Strom

%%sql
CREATE OR REPLACE VIEW fail AS
SELECT * FROM sqlite_scan('{{latest_file}}', 'meter');
SELECT * FROM fail;

Get strom data

By querying directly the SQLite table and filtering by meter id.

%%sql 

CREATE OR REPLACE TABLE strom AS 
WITH strom_sqlite AS (
  SELECT 
    meterid, 
    -- Blob Functions, because most columns get read as blob
    -- https://duckdb.org/docs/sql/functions/blob
    decode(date)::DATETIME AS date, 
    decode(value)::INT AS value
  FROM sqlite_scan('{{latest_file}}', 'reading') 
  WHERE meterid = 1
)
SELECT 
  *,
  -- add default values to lag(), to prevent null in the first row
  date_sub('minute', lag(date, 1, '2020-11-30 00:00:00') over(order by date), date) AS minutes, 
  -- add default values to lag(), to prevent null in the first row
  value - lag(value, 1, 12160) over(order by date) AS consumption,
  1.0 * consumption / minutes AS cm,
  24.0 * 60.0 * consumption / minutes AS consumption_day_equivalent
FROM strom_sqlite
ORDER BY date
;

Visualize the data

%%sql 
strom << SELECT * FROM strom;

Of course noisy data, with substantial variation in the consumption day equivalent and there is 1.5 years without data.

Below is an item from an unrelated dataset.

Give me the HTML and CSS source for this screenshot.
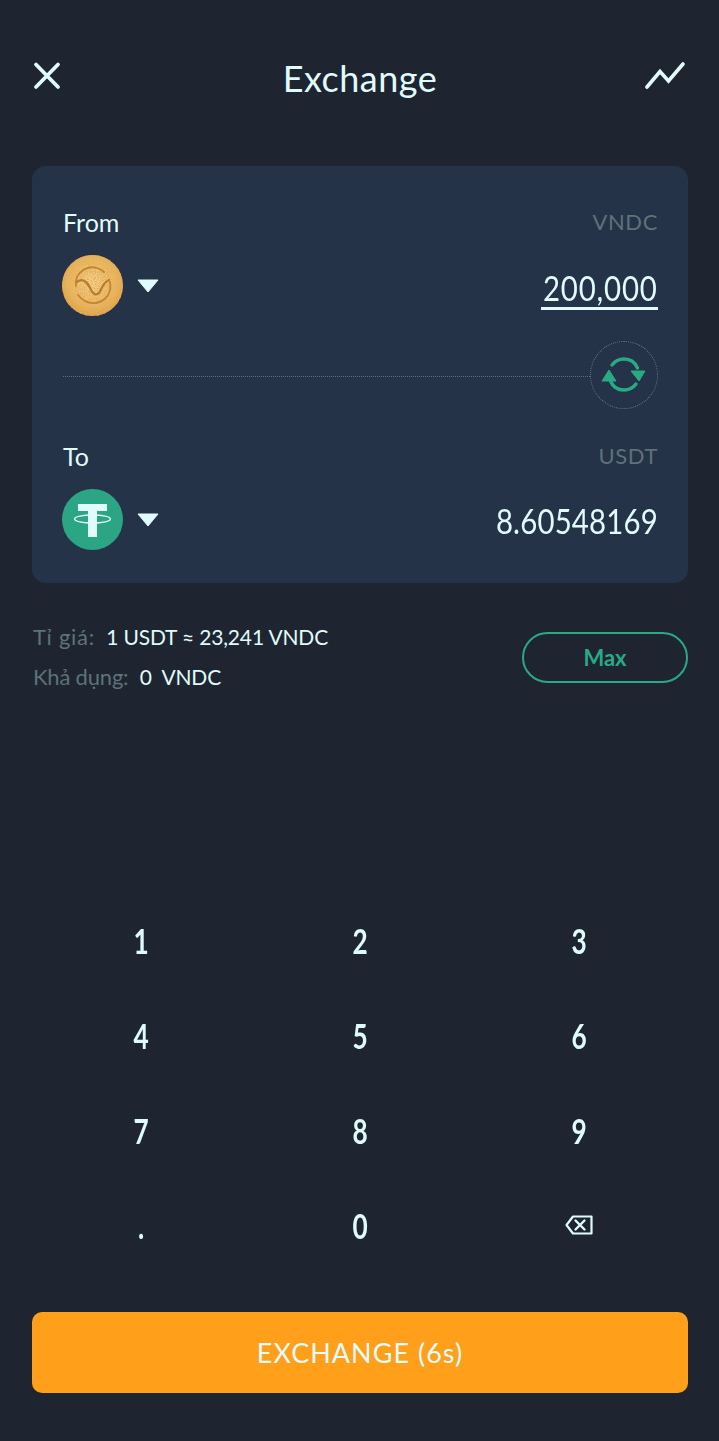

import plotly.express as px
fig = px.line(strom, x='date', y="consumption_day_equivalent")
fig.show()

#import pandas as pd
#from pandas_profiling import ProfileReport

#EDA using pandas-profiling
#profile = ProfileReport(strom, explorative=True)
#profile.to_file("output.html")

With the exception of the long period without data, the number of minutes shows there are measurements from a few hours away, to a few days away. Most measurements are between 7 and 16 hours apart. That’s worrisome, as the periods are relatively long. In addition, the measurements are scattered and do not follow a systematic pattern.

import plotly.express as px
fig = px.histogram(strom.query("minutes < 10000"), x="minutes", marginal="box")
fig.show()

The consumption day equivalent varies also substantially. Median 8.8, which is consistent with the long-run consumption (equivalent to python 8.8*365 per year.). The distribution has a long right tail, with very high consumptions, presumably, associated to very short measurements periods.

import plotly.express as px
fig = px.histogram(strom.query("minutes < 10000"), x="consumption_day_equivalent", marginal="box")
fig.show()

Well, yeah, as expected, short measurement periods (few minutes) are associated with higher variability, and with the highest and lowest consumptions.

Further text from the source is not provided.